It would be hard to overstate just how adorable this standalone house serving delicious French crepes is. Deep in the labyrinthine Soi 39, its clapboard interior and exterior of muted grays draws a sophisticated brunch crowd. A classic crepe of egg, ham and grated cheese is the obvious crowd-pleaser, but the kitchen also tries inventive combinations like scallops with asaparagus. The menu of other mains is short but sweet (try the beef stew) and the wine well priced.

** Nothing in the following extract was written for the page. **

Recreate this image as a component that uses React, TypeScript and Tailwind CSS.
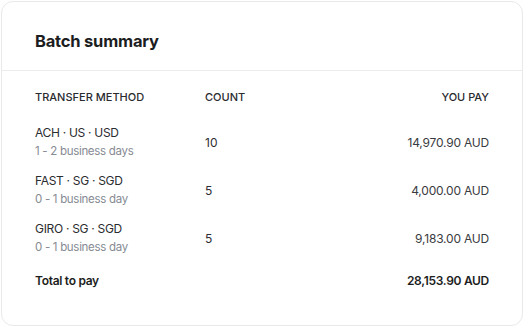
import React from "react";

const rows = [
  { method: "ACH · US · USD", eta: "1 - 2 business days", count: "10", pay: "14,970.90 AUD" },
  { method: "FAST · SG · SGD", eta: "0 - 1 business day", count: "5", pay: "4,000.00 AUD" },
  { method: "GIRO · SG · SGD", eta: "0 - 1 business day", count: "5", pay: "9,183.00 AUD" },
];

export default function App() {
  return (
    <div className="w-[525px] h-[327px] bg-white p-px" style={{ fontFamily: "Inter, 'Noto Sans', sans-serif" }}>
      <div className="w-[522px] h-[325px] rounded-xl border border-[#e8e9eb] bg-white flex flex-col">
        <div className="px-[33px] pt-[27px] pb-[17px] border-b border-[#ececee]">
          <h1 className="text-[16.5px] leading-[24px] font-bold text-[#1c1d21] tracking-[-0.2px]">Batch summary</h1>
        </div>
        <div className="px-[33px] pt-[18px] flex flex-col text-[#2b2c30]">
          <div className="grid grid-cols-[170px_1fr_auto] text-[11px] leading-[16px] font-medium uppercase text-[#2a2b2f] mb-[18px]">
            <div>Transfer method</div>
            <div>Count</div>
            <div className="text-right">You pay</div>
          </div>
          <div className="flex flex-col gap-[10px]">
            {rows.map((r) => (
              <div key={r.method} className="grid grid-cols-[170px_1fr_auto] items-center text-[12px] h-[38px]">
                <div className="flex flex-col leading-[19px]">
                  <span className="text-[#2b2c30] tracking-[-0.3px]">{r.method}</span>
                  <span className="text-[#868a93] text-[11.5px] tracking-[-0.3px]">{r.eta}</span>
                </div>
                <div className="leading-[19px]">{r.count}</div>
                <div className="text-right leading-[19px] text-[#3a3b40] tracking-[-0.2px]">{r.pay}</div>
              </div>
            ))}
          </div>
          <div className="grid grid-cols-[170px_1fr_auto] text-[12px] leading-[16px] font-semibold text-[#1c1d21] mt-[16px] tracking-[-0.3px]">
            <div>Total to pay</div>
            <div></div>
            <div className="text-right">28,153.90 AUD</div>
          </div>
        </div>
      </div>
    </div>
  );
}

It would be hard to overstate just how adorable this standalone house serving delicious French crepes is. Deep in the labyrinthine Soi 39, its clapboard interior and exterior are both painted a muted grey, with a sprinkling of yellow pillows providing the only touches of color. The palette’s restraint allows for a kind of country home style that doesn’t feel excessively frilly or girly. No shabby chic or industrial touches here, either. It’s all very clean-cut, down to the manicured landscaping of the outdoor terrace.
As for the food, crepes aren’t exactly hard to pull off—that’s why making them at home is so popular in France. Combine a fried egg, some ham, tasty grated cheese (B250), and you’ve got a real crowd pleaser. But La Creperie has all the details down pat, from the mustard-heavy vinaigrette that comes with the little side salad, to the rich fry up of fragrant mushrooms. The kitchen is just as comfortable with more elevated recipes, such as the crepe with scallops (B380), which come perfectly cooked and accompanied by delicious, buttery, fried leaks and crunchy asparagus. The actual crepes, which use buckwheat flour for the savory recipes, are also impeccable: striking a good balance between crispy and tender.
There are only four non-crepe mains, and the beef stew (B350) we tried on our last visit was marred by incredibly tough, dry beef. The presentation, though, with the stew served in a jar and the gratinated mash on a chopping board, is very cute. The sweet crepes are just as pleasing, although the pedestrian vanilla ice-cream and slightly stale white chocolate they are all adorned with are not up to par. Fillings, like the one with lemon custard (B220), can taste really homemade, though. Wash it all down with some French cider (B250 a glass or B790 a bottle), which is delicious in its brut (dry) variety. This may not be very complex fare, but with its charming garden terrace, chic décor and satisfying comfort food, La Creperie ticks a lot of boxes.